I don’t see any incompatibility between those concepts; per DeBono (Six Thinking Hats, lateral thinking, etc.) a theory is a “proto-truth” rather than an “absolute truth”. Something that we treat as if it were true, until something better is found.
Ideally, a school of self-help should update its theories as evidence changes. Generally, when I adopt a technique, I provisionally adopt whatever theory was given by the person who created the technique, unless I already have evidence that the theory is false, or have a simpler explanation based on my existing knowledge.
Then, as I get more experience with a technique, I usually find evidence that makes me update my theory for why/how that technique works. (For example, I found that I could discard the “parts” metaphor of Core Transformation and still get it to work, ergo falsifying a portion of its original theoretical model.)
Also, I sometimes read about a study that shows a mechanism of mind that could plausibly explain some aspect of a technique, for example. Recently, for example, I read some papers about “affective asynchrony”, and saw that it not only experimentally validated some of what I’ve been doing, but that it provided a clearer theoretical model for certain parts of it. (Clearer in the sense of providing a more motivating rationale, and not just because I can point to the papers and say, “see, science!”)
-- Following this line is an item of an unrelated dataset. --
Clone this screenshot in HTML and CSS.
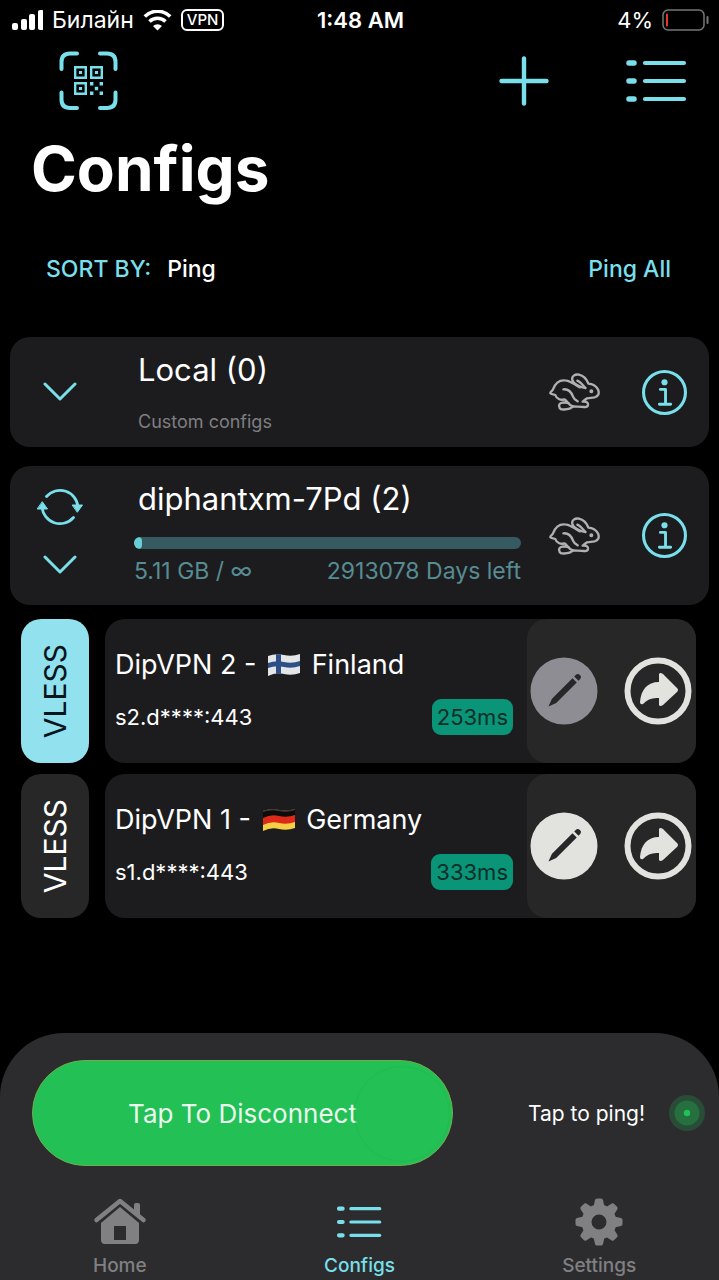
FILE: index.html
```html
<!DOCTYPE html>
<html lang="en">
<head>
<meta charset="utf-8">
<meta name="viewport" content="width=device-width, initial-scale=1">
<title>Configs</title>
<link rel="stylesheet" href="styles.css">
</head>
<body>
<svg class="symbols" aria-hidden="true">
  <symbol id="list" viewBox="0 0 62 44">
    <path d="M4 4h5M4 22h5M4 40h5" stroke-width="5.500"/>
    <path d="M20 4h39M20 22h39M20 40h39" stroke-width="4.200"/>
  </symbol>
  <symbol id="chevron" viewBox="0 0 34 20"><path d="M2 2l15 15L32 2" stroke-width="3"/></symbol>
  <symbol id="rabbit" viewBox="118 147 153 114">
    <path d="M227 192C210 190 190 178 188 168C185 156 196 150 208 152C222 155 231 166 236 179C250 180 259 186 265 196C270 208 266 217 255 220L232 223C225 226 223 231 219 233C230 231 236 236 235 243C234 249 230 250 223 249C210 248 200 247 190 247C182 257 165 257 155 256C146 252 146 240 154 237C163 234 170 236 175 237C171 232 169 228 164 226C153 230 140 224 137 213C134 210 124 212 122 208C121 203 129 201 130 196C137 177 150 168 165 169C183 169 196 184 211 190"/>
    <path d="M227 192C219 183 211 173 203 170"/>
    <path d="M161 196C180 194 186 207 190 218C193 226 199 229 204 232M176 237C180 243 185 246 190 247"/>
    <circle cx="245" cy="202" r="2.5" fill="currentColor"/>
  </symbol>
  <symbol id="info" viewBox="0 0 44 44">
    <circle cx="22" cy="22" r="20.500" stroke-width="3"/>
    <circle cx="22" cy="12" r="3" fill="currentColor" stroke="none"/>
    <path d="M18 19h5v14M17 33.500h11" stroke-width="2.800"/>
  </symbol>
  <symbol id="pencil" viewBox="0 0 68 68">
    <circle cx="34" cy="34" r="33.500" fill="currentColor" stroke="none"/>
    <g fill="#27272a" stroke="none" transform="rotate(45 34 34)"><path d="M31 19h6v29l-3 8-3-8z"/><path d="M31 16.500v-2a3 3 0 0 1 6 0v2z"/></g>
  </symbol>
  <symbol id="share" viewBox="0 0 68 68">
    <circle cx="34" cy="34" r="30.500" stroke-width="6"/>
    <path d="M35 17q1-2 4 0l14 14q2 2 0 4L39 48q-3 2-4 0v-7q-10-1-16 6-3 1-3-2c1-12 7-20 19-20z" fill="currentColor" stroke="none"/>
  </symbol>
</svg>

<header>
  <div class="status">
    <div class="status-left">
      <svg width="31" height="20" viewBox="0 0 31 20" class="solid"><rect y="13" width="6" height="7" rx="2"/><rect x="9" y="9" width="6" height="11" rx="2"/><rect x="17" y="4" width="6" height="16" rx="2"/><rect x="26" width="6" height="20" rx="2"/></svg>
      <span>Билайн</span>
      <svg width="29" height="21" viewBox="0 0 29 21" class="wifi"><path d="M1.800 6.500a18 18 0 0 1 25.400 0M6.500 11.500a11.500 11.500 0 0 1 16 0" stroke-width="3.600"/><path d="M14.500 20.500l-4.500-4.500a6.500 6.500 0 0 1 9 0z" fill="currentColor" stroke="none"/></svg>
      <span class="vpn">VPN</span>
    </div>
    <time>1:48 AM</time>
    <div class="status-right">
      <span>4%</span>
      <svg width="47" height="22" viewBox="0 0 47 22"><rect x="1" y="1" width="41" height="20" rx="5" stroke="#77777a" stroke-width="1.500"/><path d="M45.500 8v6" stroke="#77777a" stroke-width="2"/><path d="M5 5.500v11" stroke="#e5352f" stroke-width="2"/></svg>
    </div>
  </div>
  <div class="toolbar">
    <button aria-label="Scan QR code"><svg width="60" height="60" viewBox="0 0 60 60">
      <path d="M18 2.500h-7Q2.500 2.500 2.500 11v7M41 2.500h7q8.500 0 8.500 8.500v7M18 57h-7Q2.500 57 2.500 48.500v-7M41 57h7q8.500 0 8.500-8.500v-7" stroke-width="4"/>
      <path d="M16.200 16.200h10.600v10.600H16.200zM32.200 16.200h10.600v10.600H32.200zM16.200 32.200h10.600v10.600H16.200z" stroke-width="2.400" stroke-linejoin="miter"/>
      <path fill="currentColor" stroke="none" d="M19.900 19.900h3.200v3.200h-3.200zM35.900 19.900h3.200v3.200h-3.200zM19.900 35.900h3.200v3.200h-3.200zM31 31h3.400v3.400H31zM40.600 31H44v3.400h-3.400zM35.800 35.800h3.400v3.400h-3.400zM31 40.600h3.400V44H31zM40.600 40.600H44V44h-3.400z"/>
    </svg></button>
    <div class="toolbar-end">
      <button aria-label="Add config"><svg width="50" height="50" viewBox="0 0 50 50"><path d="M25 2.500v45M2.500 25h45" stroke-width="4.400"/></svg></button>
      <button aria-label="List options"><svg width="62" height="44"><use href="#list"/></svg></button>
    </div>
  </div>
  <h1>Configs</h1>
  <div class="sort">
    <label for="sort">SORT BY:</label>
    <select id="sort"><option>Ping</option></select>
    <button class="ping-all">Ping All</button>
  </div>
</header>

<main>
  <section class="group">
    <div class="group-controls">
      <button aria-label="Expand Local"><svg width="34" height="20"><use href="#chevron"/></svg></button>
    </div>
    <div class="group-body">
      <h2>Local (0)</h2>
      <p class="note">Custom configs</p>
    </div>
    <button class="rabbit" aria-label="Ping Local"><svg width="51" height="38"><use href="#rabbit"/></svg></button>
    <button aria-label="About Local"><svg width="45" height="45"><use href="#info"/></svg></button>
  </section>

  <section class="group subscription">
    <div class="group-controls">
      <button aria-label="Refresh"><svg width="46" height="40" viewBox="0 0 46 40">
        <path d="M9.500 9.500A18 18 0 0 1 41 20M36.500 30.500A18 18 0 0 1 5 20" stroke-width="2.800"/>
        <path d="M35.500 18h10l-5 7zM.500 22h10l-5-7z" fill="currentColor" stroke-width="1"/>
      </svg></button>
      <button aria-label="Expand diphantxm-7Pd"><svg width="34" height="20"><use href="#chevron"/></svg></button>
    </div>
    <div class="group-body">
      <h2>diphantxm-7Pd (2)</h2>
      <progress max="100" value="2" aria-label="Traffic used"></progress>
      <p class="usage"><span>5.11 GB / ∞</span><span>2913078 Days left</span></p>
    </div>
    <button class="rabbit" aria-label="Ping diphantxm-7Pd"><svg width="51" height="38"><use href="#rabbit"/></svg></button>
    <button aria-label="About diphantxm-7Pd"><svg width="45" height="45"><use href="#info"/></svg></button>
  </section>

  <ul class="configs">
    <li>
      <span class="protocol selected"><span>VLESS</span></span>
      <article>
        <div class="config-body">
          <h3>DipVPN 2 - <svg class="flag" width="34" height="26" viewBox="0 0 34 26" role="img" aria-label="Finland flag"><path d="M1 4q8-3 16-1t16-1v19q-8 3-16 1T1 24z" fill="#e4e5e8"/><path d="M9 2.300q2.500-.3 5 .2v19q-2.500-.3-5 .3z" fill="#2d4f86"/><path d="M1 11q8-3 16-1t16-1v5q-8 3-16 1T1 16z" fill="#2d4f86"/></svg> Finland</h3>
          <div class="host"><span>s2.d****:443</span><span class="ping">253ms</span></div>
        </div>
        <div class="actions">
          <button class="muted" aria-label="Edit DipVPN 2"><svg width="68" height="68"><use href="#pencil"/></svg></button>
          <button aria-label="Share DipVPN 2"><svg width="68" height="68"><use href="#share"/></svg></button>
        </div>
      </article>
    </li>
    <li>
      <span class="protocol"><span>VLESS</span></span>
      <article>
        <div class="config-body">
          <h3>DipVPN 1 - <svg class="flag" width="34" height="26" viewBox="0 0 34 26" role="img" aria-label="Germany flag"><path d="M1 4q8-3 16-1t16-1v19q-8 3-16 1T1 24z" fill="#f7cf45"/><path d="M1 4q8-3 16-1t16-1v13q-8 3-16 1T1 18z" fill="#dd2a18"/><path d="M1 4q8-3 16-1t16-1v6q-8 3-16 1T1 11z" fill="#0c0c0c"/><path d="M1 4q8-3 16-1t16-1v1q-8 3-16 1T1 5z" fill="#444"/></svg> Germany</h3>
          <div class="host"><span>s1.d****:443</span><span class="ping">333ms</span></div>
        </div>
        <div class="actions">
          <button aria-label="Edit DipVPN 1"><svg width="68" height="68"><use href="#pencil"/></svg></button>
          <button aria-label="Share DipVPN 1"><svg width="68" height="68"><use href="#share"/></svg></button>
        </div>
      </article>
    </li>
  </ul>
</main>

<footer>
  <div class="connection">
    <button class="disconnect">Tap To Disconnect</button>
    <button class="tap-ping">Tap to ping!<svg width="36" height="36" viewBox="0 0 36 36"><g fill="#22c055" stroke="none"><circle cx="18" cy="18" r="18" opacity=".22"/><circle cx="18" cy="18" r="12.500" opacity=".3"/><circle cx="18" cy="18" r="3.200"/></g></svg></button>
  </div>
  <nav>
    <a href="#home"><svg width="54" height="48" viewBox="0 0 54 48"><path d="M3.500 22L27 3l23.500 19" stroke-width="4.500"/><path d="M41 13V7q0-2 2-2h2q2 0 2 2v12z" fill="currentColor" stroke="none"/><path fill-rule="evenodd" d="M27 9l19 16v17q0 4-4 4H12q-4 0-4-4V25zM21 28v14h12V28z" fill="currentColor" stroke="none"/></svg>Home</a>
    <a href="#configs" class="current" aria-current="page"><svg width="46" height="48" viewBox="0 0 62 44"><use href="#list" width="62" height="44"/></svg>Configs</a>
    <a href="#settings"><svg width="48" height="48" viewBox="0 0 48 48"><g fill="currentColor" stroke="none"><path id="cog" d="M20 2q.5-1.500 2-1.500h4q1.500 0 2 1.500l2 9H18zM20 46q.5 1.500 2 1.500h4q1.500 0 2-1.500l2-9H18z"/><use href="#cog" transform="rotate(45 24 24)"/><use href="#cog" transform="rotate(90 24 24)"/><use href="#cog" transform="rotate(135 24 24)"/></g><circle cx="24" cy="24" r="12.500" stroke-width="10"/></svg>Settings</a>
  </nav>
</footer>
</body>
</html>
```
FILE: styles.css
```css
* { box-sizing: border-box; }

body {
  margin: 0;
  min-height: 100vh;
  display: flex;
  flex-direction: column;
  background: #000;
  color: #fff;
  font-family: Inter, "Liberation Sans", sans-serif;
  font-size: 22px;
}

.symbols { position: absolute; width: 0; height: 0; }

svg {
  display: block;
  flex: none;
  fill: none;
  stroke: currentColor;
  stroke-linecap: round;
  stroke-linejoin: round;
}
.solid, .flag { fill: currentColor; stroke: none; }

button, select {
  margin: 0;
  padding: 0;
  border: 0;
  background: none;
  color: #78dfeb;
  font: inherit;
  appearance: none;
  cursor: pointer;
}

h1, h2, h3, p, ul { margin: 0; padding: 0; font-weight: 400; }

/* Status bar */
.status {
  display: grid;
  grid-template-columns: 1fr auto 1fr;
  align-items: center;
  height: 40px;
  padding: 0 10px 0 12px;
}
.status time { font-weight: 600; }
.status-left, .status-right { display: flex; align-items: center; gap: 9px; }
.status-left { font-size: 23px; }
.status-right { justify-content: flex-end; }
.wifi { stroke-linecap: butt; }
.vpn {
  padding: 0 4px;
  border: 2px solid #fff;
  border-radius: 6px;
  font-size: 15px;
  font-weight: 500;
  line-height: 18px;
}

/* Header */
.toolbar {
  display: flex;
  align-items: center;
  justify-content: space-between;
  height: 82px;
  padding: 0 32px 0 59px;
}
.toolbar-end { display: flex; align-items: center; gap: 76px; }
h1 {
  padding: 7px 31px 0;
  font-size: 62px;
  font-weight: 700;
  line-height: 80px;
}
.sort {
  display: flex;
  align-items: center;
  gap: 16px;
  padding: 44px 48px 52px 46px;
  font-size: 23px;
  font-weight: 500;
  line-height: 32px;
}
.sort label { color: #78dfeb; }
.sort select { color: #fff; }
.ping-all { margin-left: auto; }

/* Groups */
main { flex: 1; padding: 0 10px; }
.group {
  display: flex;
  align-items: center;
  min-height: 110px;
  padding-right: 22px;
  border-radius: 20px;
  background: #1c1c1e;
}
.group + .group { margin-top: 19px; }
.subscription { min-height: 139px; }
.group-controls {
  display: flex;
  flex-direction: column;
  align-items: center;
  gap: 28px;
  width: 99px;
}
.subscription .group-controls { padding-bottom: 10px; }
.group-body { flex: 1; margin: 0 28px 0 25px; }
.rabbit { margin-right: 42px; color: #b0b0b2; }
.rabbit svg { stroke-width: 7px; }
h2 { padding-left: 4px; font-size: 31px; line-height: 40px; }
.note {
  padding: 20px 0 0 4px;
  color: #7f7f82;
  font-size: 18px;
  line-height: 24px;
}
progress {
  display: block;
  width: 100%;
  height: 12px;
  margin: 18px 0 6px;
  border: 0;
  border-radius: 6px;
  overflow: hidden;
  background: #365a61;
  appearance: none;
}
progress::-webkit-progress-bar { background: #365a61; }
progress::-webkit-progress-value { border-radius: 4px; background: #69ced5; }
.usage {
  display: flex;
  justify-content: space-between;
  padding-bottom: 6px;
  color: #578c94;
  font-size: 23px;
  line-height: 32px;
}

/* Config rows */
.configs {
  display: grid;
  gap: 11px;
  margin: 14px 13px 24px 11px;
  list-style: none;
}
.configs li { display: flex; gap: 16px; min-height: 144px; }
.protocol {
  display: grid;
  place-items: center;
  width: 68px;
  border-radius: 20px;
  background: #272728;
  font-size: 30px;
}
.protocol span { writing-mode: vertical-rl; transform: rotate(180deg); }
.protocol.selected { background: #92e1ef; color: #07151c; }
article {
  display: flex;
  flex: 1;
  border-radius: 20px;
  background: #1c1c1e;
}
.config-body { flex: 1; padding: 26px 14px 0 10px; }
h3 { font-size: 27px; line-height: 40px; }
.flag { display: inline-block; margin: 0 3px; vertical-align: -4px; }
.host {
  display: flex;
  align-items: center;
  justify-content: space-between;
  margin-top: 14px;
}
.ping {
  padding: 0 5px;
  border-radius: 9px;
  background: #0a9579;
  color: #0b2e28;
  line-height: 36px;
}
.actions {
  display: flex;
  align-items: center;
  gap: 26px;
  padding: 0 4px 0 3px;
  border-radius: 20px;
  background: #272728;
}
.actions button { color: #e2e2df; }
.actions .muted { color: #8e8d94; }

/* Bottom panel */
footer {
  padding: 27px 0 1px;
  border-radius: 64px 64px 0 0;
  background: #2c2c2e;
}
.connection { display: flex; gap: 75px; padding: 0 14px 0 32px; }
.disconnect {
  position: relative;
  flex: 1;
  height: 106px;
  border: 1px solid #6fae4c;
  border-radius: 53px;
  background: #22c055;
  color: #eafbee;
  font-size: 26px;
}
.disconnect::after {
  content: "";
  position: absolute;
  top: 5px;
  right: 2px;
  width: 94px;
  height: 94px;
  border: 1px solid #20b850;
  border-radius: 50%;
  background: #22c055;
  opacity: .6;
}
.tap-ping {
  display: flex;
  align-items: center;
  gap: 24px;
  color: #fff;
  font-size: 21px;
}
nav { display: grid; grid-template-columns: repeat(3, 1fr); padding-top: 32px; }
nav a {
  display: flex;
  flex-direction: column;
  align-items: center;
  gap: 7px;
  color: #808082;
  font-size: 19px;
  font-weight: 500;
  line-height: 26px;
  text-decoration: none;
}
nav .current { color: #78dfeb; }
```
Similar thing for “reconsolidation”—it provides a clear explanation for something that I knew was required for certain techniques to work (experiential access to a relevant concrete memory), but had no “theoretical” justification for. (I just taught this requirement without any explanation except “that’s how these techniques work”.)
There seems to be a background attitude on LW though, that this sort of gradual approximation is somehow wrong, because I didn’t wait for a “true” theory in a peer-reviewed article before doing anything.
In practice, however, if I waited for the theory to be true instead of useful, I would never have been able to gather enough experience to make good theories in the first place.